13. I am not very happy with the attitude of P.W. 4. Her conduct is also not that of a prudent cashier. She used the same receipt for preparing another receipt in favour of PW 14 and then that was also cancelled. As directed by PW 1, she first gave an unsatisfactory explanation and then she had to give a series of further explanation also. Anyhow, all her explanations were accepted by the respondent to be correct, when questioned Under Section 313. The attitude of the respondent indicates that all his actions were that of a guilty mind acting in furtherance of a common intention with the second accused to dupe the Store and gain undue advantage. He has no explanation why these transactions were not properly brought into the accounts and registers. He has not enquired what happened to Ext. P8 or the amount deposited in the bank to the credit of the Corporation as price of the rice. He did not take any steps to get back the amount or enquire whether rice was purchased or accounted. When PWs 1 and 8 and other members of the board questioned him on 12-2-1983, he at first denied and then admitted everything. Nothing more is required to infer that he was conniving with the second accused.

14. Directions given by the respondent to PW 4 to write Ext. P6 and then to cancel the same without bringing the true facts in the accounts and registers and his subsequent silence and feigned plea of ignorance reveal his guilty mind. Without the concurrence of the respondent, second accused would not have been able to get release of the rice using Ext. P8 and the bank deposit. So also, without his connivance, there is no possibility of the rice being disposed of without briging it to the Store and accounting. The reasons assigned by the Special Judge for exonerating the respondent are more fanciful than real. What is involved is not mere dereliction of duty or ignorance. Guilty mind and active or passive assistance is clear.

15. It is true that, as held in Bhatnagar v. State of Maharashtra, AIR 1979 SC 826 : (1979 Cri LJ 566) the abuse of position, in order to come within the mischief of Section 5(1)(d) of the Prevention of Corruption Act, must necessarily be dishonest and it must be proved that the accused caused deliberate loss to the department. The prosecution must also prove affirmatively that by corrupt or illegal means or by abusing his position, the accused obtained any pecuniary advantage for himself or some other person. Counsel also relied on the decisions in Dalpat Singh v. State of Rajasthan, AIR 1969 SC 17 : (1969 Cri LJ 262) Trilok Chand Jain v. State of Delhi, AIR 1977 SC 666 : (1977 Cri LJ 254) and Major S. K. Kale v. State of Maharashtra, AIR 1977 SC 822 : (1977 Cri LJ 604). It was argued that the prosecution did not adduce any evidence to show that rice was sold and money received or that a profit was obtained so that pecuniary advantage could be said to have been gained.

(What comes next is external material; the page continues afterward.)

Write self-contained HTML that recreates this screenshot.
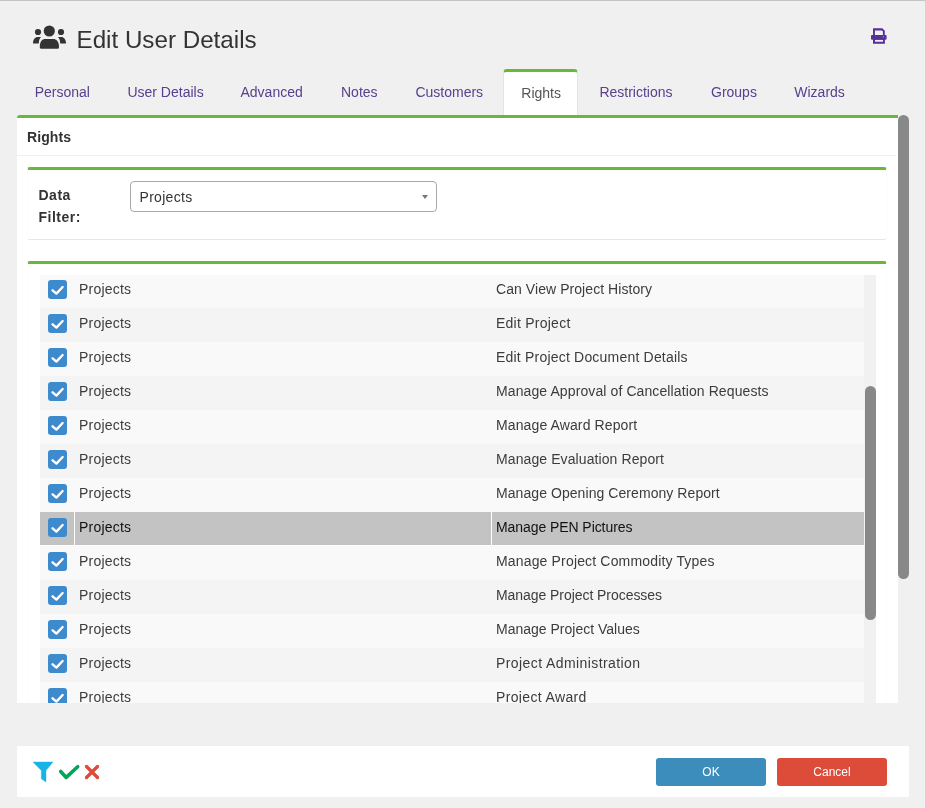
<!DOCTYPE html>
<html><head><meta charset="utf-8">
<style>
*{box-sizing:border-box;margin:0;padding:0}
html,body{will-change:transform;width:925px;height:808px;overflow:hidden;background:#f0f0f0;font-family:"Liberation Sans",sans-serif;color:#333;position:relative}
.abs{position:absolute}
#topline{left:0;top:0;width:925px;height:1px;background:#c4c4c4}
#title{left:76.5px;top:24.5px;font-size:24.2px;line-height:30px;color:#333;white-space:nowrap}
.tab{position:absolute;top:84px;font-size:14px;line-height:17px;color:#58408e;white-space:nowrap}
#activetab{left:503px;top:69px;width:75px;height:48px;background:#fff;border-top:3px solid #68b83f;border-left:1px solid #e4e4e4;border-right:1px solid #e4e4e4;border-radius:4px 4px 0 0}
#panel{left:17px;top:115px;width:881px;height:587.5px;background:#fff;border-top:3px solid #68b83f;border-radius:3px 0 0 0;overflow:hidden}
#vscroll{left:898px;top:115px;width:11px;height:464px;background:#888;border-radius:6px}
#rhead{left:27px;letter-spacing:0.1px;top:129px;font-size:14px;font-weight:bold;line-height:17px;color:#333}
#rheadline{left:17px;top:155px;width:879px;height:1px;background:#f0f0f0}
#filterpanel{left:27px;top:167px;width:860px;height:73px;border-top:3px solid #68b83f;border-bottom:1px solid #e6e6e6;border-left:1px solid #fbfbfb;border-right:1px solid #fbfbfb;border-radius:3px}
.lbl{position:absolute;left:38.5px;letter-spacing:0.5px;margin-top:1px;font-size:14px;font-weight:bold;line-height:17px;color:#333}
#select{left:130px;top:181px;width:307px;height:31px;border:1px solid #a9a9a9;border-radius:4px;background:#fff}
#seltext{left:139.5px;letter-spacing:0.3px;top:189px;font-size:14px;line-height:17px;color:#333}
#arrow{left:421.5px;top:195px;width:0;height:0;border-left:3.5px solid transparent;border-right:3.5px solid transparent;border-top:4px solid #777}
#gridpanel{left:27px;top:261px;width:860px;height:441.5px;border-top:3px solid #68b83f;border-left:1px solid #fcfcfc;border-right:1px solid #fcfcfc;border-radius:3px 3px 0 0}
#grid{left:40px;top:275px;width:824px;height:427.5px;overflow:hidden;background:#fff}
.row{position:absolute;left:0;width:824px;height:34px}
.row.l{background:#f9f9f9}
.row.d{background:#f4f4f4}
.row.sel{background:#c3c3c3;height:33px}
.row.sel .div1,.row.sel .div2{display:block;height:33px}
.row .div1{display:none;position:absolute;left:34px;top:0;width:1px;height:34px;background:#fff}
.row .div2{display:none;position:absolute;left:451px;top:0;width:1px;height:34px;background:#fff}
.cb{position:absolute;left:8px;top:6px;width:19px;height:19px;background:#3d8bcd;border-radius:3px}
.cb svg{position:absolute;left:0;top:0}
.c2{position:absolute;left:39px;letter-spacing:0.2px;top:7px;font-size:14px;line-height:17px;color:#3c3c3c;white-space:nowrap}
.c3{position:absolute;left:456px;top:7px;font-size:14px;line-height:17px;color:#3c3c3c;white-space:nowrap}
.sel .c2,.sel .c3{color:#111}
#itrack{left:864px;top:275px;width:12px;height:427.5px;background:#f1f1f1}
#ithumb{left:865px;top:386px;width:11px;height:234px;background:#888;border-radius:6px}
#footer{left:17px;top:746px;width:892px;height:51px;background:#fff}
.btn{position:absolute;top:758px;width:110px;height:28px;border-radius:3px;color:#fff;font-size:12px;line-height:28px;text-align:center}
#ok{left:656px;background:#3c8dbc}
#cancel{left:777px;background:#dd4b39}
</style></head>
<body>
<div id="topline" class="abs"></div>
<svg class="abs" style="left:32px;top:24px" width="36" height="26" viewBox="0 0 36 26">
  <circle cx="6" cy="8" r="3.1" fill="#333"/>
  <circle cx="17.3" cy="7" r="5.6" fill="#333"/>
  <circle cx="29" cy="8" r="3.1" fill="#333"/>
  <path d="M1 19.5 C1 15.5 3 13 6 13 L9 13 C7.5 14.5 6.8 16.5 6.8 19.5 Z" fill="#333"/>
  <path d="M34 19.5 C34 15.5 32 13 29 13 L26 13 C27.5 14.5 28.2 16.5 28.2 19.5 Z" fill="#333"/>
  <path d="M7.8 23 C7.8 17.5 10 15 13.5 15 L21 15 C24.5 15 27 17.5 27 23 C27 24 26.5 24.8 25.5 24.8 L9.3 24.8 C8.3 24.8 7.8 24 7.8 23 Z" fill="#333"/>
</svg>
<div id="title" class="abs">Edit User Details</div>
<svg class="abs" style="left:870px;top:27px" width="18" height="18" viewBox="0 0 18 18">
  <path d="M3 1.2 H12.3 L14.8 3.7 V8.5 H12.9 V4.4 L11.9 3.4 H4.9 V8.5 H3 Z" fill="#56309a"/>
  <rect x="1" y="7.9" width="15.6" height="4.8" rx="1" fill="#56309a"/>
  <circle cx="13.4" cy="9.7" r="0.8" fill="#9c7fd0"/>
  <path d="M3 12 H14.9 V16.7 H3 Z M5 12.7 V14.7 H13 V12.7 Z" fill="#56309a" fill-rule="evenodd"/>
</svg>

<div id="activetab" class="abs"></div>
<div class="tab" style="left:34.7px">Personal</div>
<div class="tab" style="left:127.4px">User Details</div>
<div class="tab" style="left:240.5px">Advanced</div>
<div class="tab" style="left:341px">Notes</div>
<div class="tab" style="left:415.4px">Customers</div>
<div class="tab" style="left:521.3px;top:85.3px;color:#555">Rights</div>
<div class="tab" style="left:599.4px">Restrictions</div>
<div class="tab" style="left:711px">Groups</div>
<div class="tab" style="left:794.3px">Wizards</div>

<div id="panel" class="abs"></div>
<div id="vscroll" class="abs"></div>
<div id="rhead" class="abs">Rights</div>
<div id="rheadline" class="abs"></div>

<div id="filterpanel" class="abs"></div>
<div class="lbl" style="top:186px">Data</div>
<div class="lbl" style="top:208px">Filter:</div>
<div id="select" class="abs"></div>
<div id="seltext" class="abs">Projects</div>
<div id="arrow" class="abs"></div>

<div id="gridpanel" class="abs"></div>
<div id="grid" class="abs">
<div class="row l" style="top:-1px"><div class="div1"></div><div class="div2"></div><div class="cb"><svg width="19" height="19" viewBox="0 0 19 19"><path d="M4.6 10.3 L8.4 13.6 L14.6 7" fill="none" stroke="#fff" stroke-width="2.4" stroke-linecap="round" stroke-linejoin="round"/></svg></div><div class="c2">Projects</div><div class="c3" style="letter-spacing:0.065px">Can View Project History</div></div>
<div class="row d" style="top:33px"><div class="div1"></div><div class="div2"></div><div class="cb"><svg width="19" height="19" viewBox="0 0 19 19"><path d="M4.6 10.3 L8.4 13.6 L14.6 7" fill="none" stroke="#fff" stroke-width="2.4" stroke-linecap="round" stroke-linejoin="round"/></svg></div><div class="c2">Projects</div><div class="c3" style="letter-spacing:0.245px">Edit Project</div></div>
<div class="row l" style="top:67px"><div class="div1"></div><div class="div2"></div><div class="cb"><svg width="19" height="19" viewBox="0 0 19 19"><path d="M4.6 10.3 L8.4 13.6 L14.6 7" fill="none" stroke="#fff" stroke-width="2.4" stroke-linecap="round" stroke-linejoin="round"/></svg></div><div class="c2">Projects</div><div class="c3" style="letter-spacing:0.2px">Edit Project Document Details</div></div>
<div class="row d" style="top:101px"><div class="div1"></div><div class="div2"></div><div class="cb"><svg width="19" height="19" viewBox="0 0 19 19"><path d="M4.6 10.3 L8.4 13.6 L14.6 7" fill="none" stroke="#fff" stroke-width="2.4" stroke-linecap="round" stroke-linejoin="round"/></svg></div><div class="c2">Projects</div><div class="c3" style="letter-spacing:0.103px">Manage Approval of Cancellation Requests</div></div>
<div class="row l" style="top:135px"><div class="div1"></div><div class="div2"></div><div class="cb"><svg width="19" height="19" viewBox="0 0 19 19"><path d="M4.6 10.3 L8.4 13.6 L14.6 7" fill="none" stroke="#fff" stroke-width="2.4" stroke-linecap="round" stroke-linejoin="round"/></svg></div><div class="c2">Projects</div><div class="c3" style="letter-spacing:0.117px">Manage Award Report</div></div>
<div class="row d" style="top:169px"><div class="div1"></div><div class="div2"></div><div class="cb"><svg width="19" height="19" viewBox="0 0 19 19"><path d="M4.6 10.3 L8.4 13.6 L14.6 7" fill="none" stroke="#fff" stroke-width="2.4" stroke-linecap="round" stroke-linejoin="round"/></svg></div><div class="c2">Projects</div><div class="c3" style="letter-spacing:0.096px">Manage Evaluation Report</div></div>
<div class="row l" style="top:203px"><div class="div1"></div><div class="div2"></div><div class="cb"><svg width="19" height="19" viewBox="0 0 19 19"><path d="M4.6 10.3 L8.4 13.6 L14.6 7" fill="none" stroke="#fff" stroke-width="2.4" stroke-linecap="round" stroke-linejoin="round"/></svg></div><div class="c2">Projects</div><div class="c3" style="letter-spacing:0.066px">Manage Opening Ceremony Report</div></div>
<div class="row sel" style="top:237px"><div class="div1"></div><div class="div2"></div><div class="cb"><svg width="19" height="19" viewBox="0 0 19 19"><path d="M4.6 10.3 L8.4 13.6 L14.6 7" fill="none" stroke="#fff" stroke-width="2.4" stroke-linecap="round" stroke-linejoin="round"/></svg></div><div class="c2">Projects</div><div class="c3" style="letter-spacing:-0.072px">Manage PEN Pictures</div></div>
<div class="row l" style="top:271px"><div class="div1"></div><div class="div2"></div><div class="cb"><svg width="19" height="19" viewBox="0 0 19 19"><path d="M4.6 10.3 L8.4 13.6 L14.6 7" fill="none" stroke="#fff" stroke-width="2.4" stroke-linecap="round" stroke-linejoin="round"/></svg></div><div class="c2">Projects</div><div class="c3" style="letter-spacing:0.162px">Manage Project Commodity Types</div></div>
<div class="row d" style="top:305px"><div class="div1"></div><div class="div2"></div><div class="cb"><svg width="19" height="19" viewBox="0 0 19 19"><path d="M4.6 10.3 L8.4 13.6 L14.6 7" fill="none" stroke="#fff" stroke-width="2.4" stroke-linecap="round" stroke-linejoin="round"/></svg></div><div class="c2">Projects</div><div class="c3" style="letter-spacing:-0.057px">Manage Project Processes</div></div>
<div class="row l" style="top:339px"><div class="div1"></div><div class="div2"></div><div class="cb"><svg width="19" height="19" viewBox="0 0 19 19"><path d="M4.6 10.3 L8.4 13.6 L14.6 7" fill="none" stroke="#fff" stroke-width="2.4" stroke-linecap="round" stroke-linejoin="round"/></svg></div><div class="c2">Projects</div><div class="c3" style="letter-spacing:0.005px">Manage Project Values</div></div>
<div class="row d" style="top:373px"><div class="div1"></div><div class="div2"></div><div class="cb"><svg width="19" height="19" viewBox="0 0 19 19"><path d="M4.6 10.3 L8.4 13.6 L14.6 7" fill="none" stroke="#fff" stroke-width="2.4" stroke-linecap="round" stroke-linejoin="round"/></svg></div><div class="c2">Projects</div><div class="c3" style="letter-spacing:0.414px">Project Administration</div></div>
<div class="row l" style="top:407px"><div class="div1"></div><div class="div2"></div><div class="cb"><svg width="19" height="19" viewBox="0 0 19 19"><path d="M4.6 10.3 L8.4 13.6 L14.6 7" fill="none" stroke="#fff" stroke-width="2.4" stroke-linecap="round" stroke-linejoin="round"/></svg></div><div class="c2">Projects</div><div class="c3" style="letter-spacing:0.35px">Project Award</div></div>
</div>
<div id="itrack" class="abs"></div>
<div id="ithumb" class="abs"></div>

<div id="footer" class="abs"></div>
<svg class="abs" style="left:32px;top:761px" width="70" height="22" viewBox="0 0 70 22">
  <path d="M1 1 H21 L14 9.5 V21 L9.3 17.8 V9.5 Z" fill="#17b3e6" stroke="#17b3e6" stroke-width="0.4" stroke-linejoin="round"/>
  <path d="M28.7 10.5 L34.2 16.4 L45.7 5.7" fill="none" stroke="#00a65a" stroke-width="3.6" stroke-linecap="round" stroke-linejoin="round"/>
  <path d="M54.5 5.5 L65.5 16.5 M65.5 5.5 L54.5 16.5" fill="none" stroke="#dd4b39" stroke-width="3.4" stroke-linecap="round"/>
</svg>
<div id="ok" class="btn">OK</div>
<div id="cancel" class="btn">Cancel</div>
</body></html>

16. It is true that dishonest misappropriation or conversion to one's own use or obtaining any valuable thing or pecuniary advantage by corrupt or illegal means or by otherwise abusing position as a public servant are matters of proof by the prosecution. But when entrustment is proved and failure to account is established when there is a duty to account, the rest is only a matter that follows by way of inference. Boiled rice at this rate was not available in open market. It was intended only for sale to card holders. How it was disposed of and what was the amount received are matters within the exclusive knowledge of the accused and the prosecution may not be sometimes able to prove it. The very fact that rice was purchased in the name of the store and not accounted indicates corrupt or illegal means or otherwise abusing official position for obtaining valuable thing or pecuniary advantage. Further proof is not required. What is involved in this case is using the name of Store and the official position of the accused to gain undue advantage. An offence, as defined in Section 5(1)(d), is definitely made out and the respondent is proved, beyond doubt, to have committed an offence punishable Under Section 5(2). That is evidently in furtherance of the common intention also.

17. On the question of sentence, I am inclined to award only the minimum prescribed by law.

Criminal appeal is allowed and the acquittal of the respondent is set aside. He is convicted for an offence punishable Under Section 5(2) of the Prevention of Corruption Act and sentenced to undergo rigorous imprisonment for one year. Special Judge will take steps to excute the sentence.